* [Provided material]:
BEGIN
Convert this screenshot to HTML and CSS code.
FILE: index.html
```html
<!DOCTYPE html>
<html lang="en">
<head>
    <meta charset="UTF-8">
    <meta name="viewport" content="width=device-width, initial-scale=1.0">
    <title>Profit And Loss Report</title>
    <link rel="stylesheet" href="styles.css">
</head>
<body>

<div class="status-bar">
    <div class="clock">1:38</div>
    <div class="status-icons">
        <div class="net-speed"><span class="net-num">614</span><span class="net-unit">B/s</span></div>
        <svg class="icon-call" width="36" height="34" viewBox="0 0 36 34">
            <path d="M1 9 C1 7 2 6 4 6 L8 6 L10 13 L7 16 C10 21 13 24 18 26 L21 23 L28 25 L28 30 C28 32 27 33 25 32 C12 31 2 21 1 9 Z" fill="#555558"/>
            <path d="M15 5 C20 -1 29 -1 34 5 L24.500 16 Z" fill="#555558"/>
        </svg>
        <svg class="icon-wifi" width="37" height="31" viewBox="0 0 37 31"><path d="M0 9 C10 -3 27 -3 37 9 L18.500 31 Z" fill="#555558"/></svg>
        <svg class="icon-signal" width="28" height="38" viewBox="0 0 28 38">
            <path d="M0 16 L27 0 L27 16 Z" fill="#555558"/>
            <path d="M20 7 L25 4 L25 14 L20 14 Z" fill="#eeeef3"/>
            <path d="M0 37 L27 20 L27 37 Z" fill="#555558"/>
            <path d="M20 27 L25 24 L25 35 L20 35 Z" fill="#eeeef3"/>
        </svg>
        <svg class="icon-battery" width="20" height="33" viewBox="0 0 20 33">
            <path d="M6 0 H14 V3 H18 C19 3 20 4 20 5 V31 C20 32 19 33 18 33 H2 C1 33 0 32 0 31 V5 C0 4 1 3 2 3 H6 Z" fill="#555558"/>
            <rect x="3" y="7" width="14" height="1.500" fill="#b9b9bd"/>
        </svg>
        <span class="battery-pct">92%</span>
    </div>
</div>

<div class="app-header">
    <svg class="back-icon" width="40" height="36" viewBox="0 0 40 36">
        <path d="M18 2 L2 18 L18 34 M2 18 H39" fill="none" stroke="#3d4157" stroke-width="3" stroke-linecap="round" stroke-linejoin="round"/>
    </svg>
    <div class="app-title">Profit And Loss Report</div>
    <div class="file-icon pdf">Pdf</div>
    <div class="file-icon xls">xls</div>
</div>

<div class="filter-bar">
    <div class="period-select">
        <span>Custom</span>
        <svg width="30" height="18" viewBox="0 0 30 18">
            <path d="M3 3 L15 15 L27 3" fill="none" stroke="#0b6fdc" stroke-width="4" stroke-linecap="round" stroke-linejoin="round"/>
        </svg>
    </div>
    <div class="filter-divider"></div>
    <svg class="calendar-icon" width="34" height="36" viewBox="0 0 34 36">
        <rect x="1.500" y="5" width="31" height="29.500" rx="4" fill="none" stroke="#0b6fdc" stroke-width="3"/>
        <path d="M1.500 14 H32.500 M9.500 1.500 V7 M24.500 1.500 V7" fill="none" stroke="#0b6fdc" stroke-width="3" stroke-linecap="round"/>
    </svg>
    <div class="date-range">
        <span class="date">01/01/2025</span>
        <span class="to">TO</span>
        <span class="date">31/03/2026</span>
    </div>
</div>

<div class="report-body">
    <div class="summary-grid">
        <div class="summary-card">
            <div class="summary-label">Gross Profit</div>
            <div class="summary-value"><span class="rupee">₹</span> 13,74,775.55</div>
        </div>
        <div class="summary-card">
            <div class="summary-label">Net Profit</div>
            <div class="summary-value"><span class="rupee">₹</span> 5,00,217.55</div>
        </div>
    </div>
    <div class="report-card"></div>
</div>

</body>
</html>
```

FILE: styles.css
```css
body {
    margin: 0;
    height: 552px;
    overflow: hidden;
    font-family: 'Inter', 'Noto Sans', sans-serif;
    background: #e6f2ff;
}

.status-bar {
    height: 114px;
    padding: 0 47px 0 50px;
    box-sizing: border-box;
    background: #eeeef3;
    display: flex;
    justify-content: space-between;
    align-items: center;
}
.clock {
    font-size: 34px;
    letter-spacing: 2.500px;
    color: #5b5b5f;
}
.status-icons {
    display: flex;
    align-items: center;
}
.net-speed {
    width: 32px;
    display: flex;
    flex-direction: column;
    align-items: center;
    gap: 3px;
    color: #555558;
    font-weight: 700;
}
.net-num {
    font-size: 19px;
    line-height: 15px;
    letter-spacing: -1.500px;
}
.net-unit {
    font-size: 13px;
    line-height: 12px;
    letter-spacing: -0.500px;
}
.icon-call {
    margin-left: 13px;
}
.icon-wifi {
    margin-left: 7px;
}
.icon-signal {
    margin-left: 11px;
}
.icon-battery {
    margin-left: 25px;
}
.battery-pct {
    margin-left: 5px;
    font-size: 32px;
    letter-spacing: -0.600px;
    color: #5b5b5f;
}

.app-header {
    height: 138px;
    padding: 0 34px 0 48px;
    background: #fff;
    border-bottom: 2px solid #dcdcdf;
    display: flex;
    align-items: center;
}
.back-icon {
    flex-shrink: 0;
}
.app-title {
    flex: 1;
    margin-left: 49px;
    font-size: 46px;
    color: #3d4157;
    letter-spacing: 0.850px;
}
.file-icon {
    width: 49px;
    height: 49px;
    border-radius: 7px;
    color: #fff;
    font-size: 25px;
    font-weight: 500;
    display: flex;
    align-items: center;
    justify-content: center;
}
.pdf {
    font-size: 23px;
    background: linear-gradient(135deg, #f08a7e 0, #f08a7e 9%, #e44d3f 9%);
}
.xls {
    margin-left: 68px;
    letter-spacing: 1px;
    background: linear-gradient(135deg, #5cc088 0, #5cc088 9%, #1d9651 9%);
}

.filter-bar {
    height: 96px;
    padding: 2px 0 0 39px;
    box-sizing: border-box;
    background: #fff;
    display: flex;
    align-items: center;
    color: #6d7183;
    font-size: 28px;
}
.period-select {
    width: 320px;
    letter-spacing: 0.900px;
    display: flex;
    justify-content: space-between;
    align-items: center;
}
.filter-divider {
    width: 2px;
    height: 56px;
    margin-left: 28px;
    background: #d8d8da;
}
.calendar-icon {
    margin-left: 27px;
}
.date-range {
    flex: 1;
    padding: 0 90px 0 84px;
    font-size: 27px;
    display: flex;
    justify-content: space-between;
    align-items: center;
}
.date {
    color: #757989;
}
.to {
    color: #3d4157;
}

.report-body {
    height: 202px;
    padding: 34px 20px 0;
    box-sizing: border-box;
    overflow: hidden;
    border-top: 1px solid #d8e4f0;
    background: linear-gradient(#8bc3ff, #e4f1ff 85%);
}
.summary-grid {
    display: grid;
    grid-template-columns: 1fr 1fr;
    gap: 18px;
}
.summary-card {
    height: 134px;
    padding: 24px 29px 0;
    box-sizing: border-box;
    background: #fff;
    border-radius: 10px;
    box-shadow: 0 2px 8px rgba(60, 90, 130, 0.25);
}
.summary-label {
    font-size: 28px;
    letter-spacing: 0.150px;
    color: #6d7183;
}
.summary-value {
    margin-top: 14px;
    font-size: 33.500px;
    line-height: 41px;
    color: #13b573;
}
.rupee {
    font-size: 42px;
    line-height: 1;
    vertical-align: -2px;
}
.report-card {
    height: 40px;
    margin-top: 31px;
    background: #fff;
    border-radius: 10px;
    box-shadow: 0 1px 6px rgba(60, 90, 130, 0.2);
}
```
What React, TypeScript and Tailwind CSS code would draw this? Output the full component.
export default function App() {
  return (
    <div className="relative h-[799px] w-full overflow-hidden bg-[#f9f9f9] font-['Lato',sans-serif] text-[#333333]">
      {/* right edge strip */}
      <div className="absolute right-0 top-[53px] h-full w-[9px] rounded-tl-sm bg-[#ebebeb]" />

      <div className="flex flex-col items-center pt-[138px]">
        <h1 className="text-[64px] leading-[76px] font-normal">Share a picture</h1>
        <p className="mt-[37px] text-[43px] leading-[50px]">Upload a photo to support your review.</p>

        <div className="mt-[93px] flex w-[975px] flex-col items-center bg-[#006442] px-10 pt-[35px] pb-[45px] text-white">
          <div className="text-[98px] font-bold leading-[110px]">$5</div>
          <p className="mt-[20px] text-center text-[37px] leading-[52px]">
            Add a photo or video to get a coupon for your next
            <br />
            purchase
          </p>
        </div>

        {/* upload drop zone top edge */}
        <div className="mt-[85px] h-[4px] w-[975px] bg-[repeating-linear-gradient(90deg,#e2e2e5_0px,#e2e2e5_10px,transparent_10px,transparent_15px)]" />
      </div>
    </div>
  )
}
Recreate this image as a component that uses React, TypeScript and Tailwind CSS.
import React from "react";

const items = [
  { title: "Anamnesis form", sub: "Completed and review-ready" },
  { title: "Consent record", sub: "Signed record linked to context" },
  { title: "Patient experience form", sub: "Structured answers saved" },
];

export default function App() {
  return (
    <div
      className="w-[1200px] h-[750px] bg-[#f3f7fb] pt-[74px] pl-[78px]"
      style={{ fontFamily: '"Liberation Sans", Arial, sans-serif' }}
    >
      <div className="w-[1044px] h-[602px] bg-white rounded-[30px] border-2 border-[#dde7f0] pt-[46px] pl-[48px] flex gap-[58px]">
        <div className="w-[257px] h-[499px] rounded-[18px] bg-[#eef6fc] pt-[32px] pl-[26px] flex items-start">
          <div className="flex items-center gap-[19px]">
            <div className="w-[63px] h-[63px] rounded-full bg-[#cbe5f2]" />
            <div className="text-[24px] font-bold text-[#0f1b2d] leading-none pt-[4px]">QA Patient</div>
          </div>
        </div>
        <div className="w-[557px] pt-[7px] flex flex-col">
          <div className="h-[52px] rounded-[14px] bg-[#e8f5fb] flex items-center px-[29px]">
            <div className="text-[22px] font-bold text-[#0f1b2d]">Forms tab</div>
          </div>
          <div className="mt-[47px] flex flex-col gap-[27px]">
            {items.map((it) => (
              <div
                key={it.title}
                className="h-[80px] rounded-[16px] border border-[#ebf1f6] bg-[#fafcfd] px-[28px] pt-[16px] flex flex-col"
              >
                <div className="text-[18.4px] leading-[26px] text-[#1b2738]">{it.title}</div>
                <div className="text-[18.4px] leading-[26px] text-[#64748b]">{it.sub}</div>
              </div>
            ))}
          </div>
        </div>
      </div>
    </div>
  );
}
END
Each line in the listing above that contains "Tailwind" should be copied.

* [Solved exercise]:
What React, TypeScript and Tailwind CSS code would draw this? Output the full component.
Recreate this image as a component that uses React, TypeScript and Tailwind CSS.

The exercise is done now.